Czyli emisja spalin będzie zerowa nie tylko lokalnie, tam gdzie jeździsz swoją hybrydą plug-in, lecz także globalnie, bo nie pobierzesz prądu z elektrowni. To jest właśnie mądra ekologia, której tak bardzo potrzebujemy. Tu i teraz.

Nie musisz się też obawiać jakichkolwiek komplikacji, związanych z ładowaniem auta w domu – Skodę Octavię iV podłączysz bowiem do normalnego gniazdka 230 V i naładujesz do pełna w zaledwie 5 godzin. To pozwoli zmieścić się w najtańszej, nocnej taryfie energetycznej G12 – informacja cenna dla tych, którzy nie mają możliwości montażu baterii słonecznych.

Na koniec jeszcze podkręcimy atmosferę…

Pamiętasz, jak pisaliśmy o rozsądnej jeździe po mieście, która pozwala poruszać się w trybie czysto elektrycznym? No właśnie – nie myśl, że mieliśmy na myśli jakąś ślamazarną jazdę. Przeciwnie – Skoda Octavia plug-in potrafi w trybie elektrycznym rozwinąć prędkość aż 140 km/h! A kiedy sytuacja drogowa tego wymaga, albo zapragniesz uruchomić dodatkową produkcję endorfin, to po wciśnięciu gazu do podłogi hybrydowa Skoda Octavia RS iV uruchomi swoje spalinowe „serce” i przyspieszy od zera do stu kilometrów na godzinę w 7,3 sekundy.
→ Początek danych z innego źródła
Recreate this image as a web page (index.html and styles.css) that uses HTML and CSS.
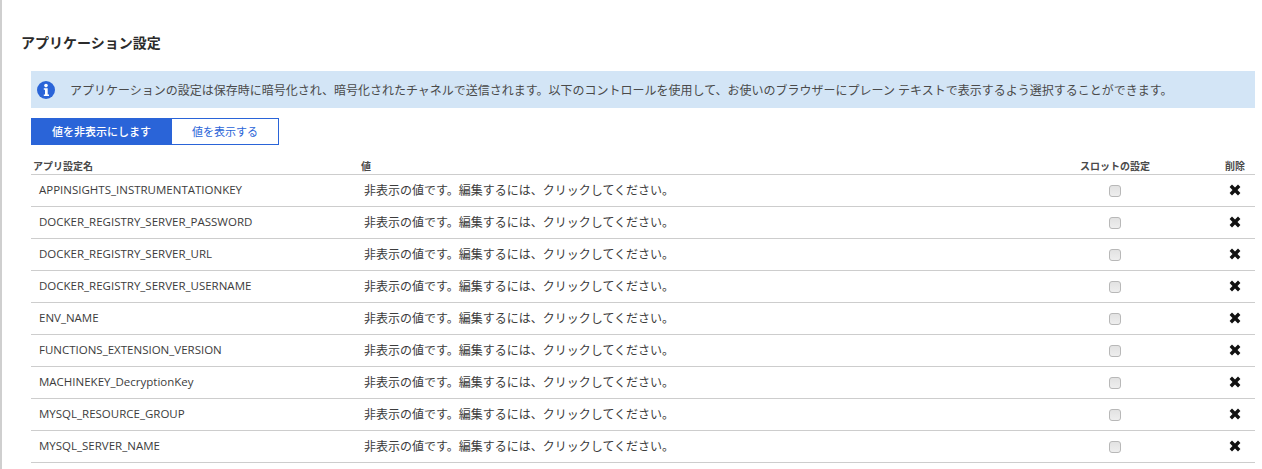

Hybryda PHEV - Skoda Octavia Foto: Skoda Polska
Hybryda PHEV - Skoda Octavia

Tak, ekologia może być emocjonująca. Tylko trzeba wiedzieć, jak to zrobić. Skoda ma taką wiedzę i oferuje hybrydę plug-in, która jeździ wyjątkowo ekonomicznie na samym prądzie, a napęd spalinowy nie ma żadnych wad kojarzonych z hybrydami. Nie pracuje ciągle na wysokich obrotach, tylko tak, jak w typowym spalinowym aucie z dwusprzęgłową, automatyczną skrzynią biegów. No tak – bo hybrydowa Octavia iV ma automatyczną skrzynię biegów z prawdziwymi, a nie symulowanymi, przełożeniami.

Jak podsumować tak wszechstronny samochód?

Jeżeli lubisz jazdę na samym prądzie, tanio i w ciszy, to Octavia iV jest dla Ciebie. Jeśli kochasz emocjonującą jazdę samochodem z mocnym silnikiem turbo i ultraszybkim „automatem”, to… Octavia iV też jest dla Ciebie. Potrafi i jedno, i drugie. Zamiast dwóch samochodów – spalinowego i elektrycznego – możesz kupić jedną Skodę z hybrydowym napędem plug-in i cieszyć się zaletami… Nawet trzech rodzajów napędu: elektrycznego, hybrydowego i spalinowego z automatyczną skrzynią dwusprzęgłową.

To jest mądra ekologia. I racjonalne zakupy.